Below, is Mulvaney’s tutorial during a press conference earlier this week.
Wondering how bad it is? Just take a look at media headlines concerning Trump’s budget. Keep in mind, the proposed budget* does not cut funding dollars much at all, if anything. The federal government spends more and more every year.
- Trump budget cuts safety net programs…
- Trump’s first budget slashes education, health spending…
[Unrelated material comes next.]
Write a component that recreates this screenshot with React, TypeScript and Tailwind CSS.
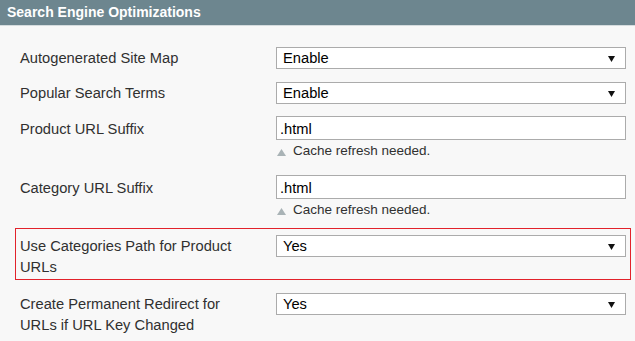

- Six of the worst cuts in Trump’s budget
- Trump budget seeks huge cuts to science and medical research, disease prevention
The above are just a few of the examples. In my world, if you spend more money next year than you did this year, you’re increasing your budget. Sure, many will claim it’s “more complicated” implying you’re too stupid to understand. Many will state it’s important to look at budget numbers as a percentage of GDP. Many will state it’s important to consider inflation. Fine, do that if you wish, but stop claiming there are cuts. Be honest, and say the budget reduces the previous administration’s rate of growth. We’re spending more than previous years, just not as much as proposed previously.
Don’t let the media and Washington insiders brainwash you with claims of “devastating cuts” to any program when the federal government’s budget for those programs continues to grow.
* The Trump Administration did remove the budget [PDF format] from the White House website. Do you blame them? In the document they clearly show increases in spending, but the media ignores the facts. I don’t blame them for pulling it, why bother even publishing it if the media will lie about it?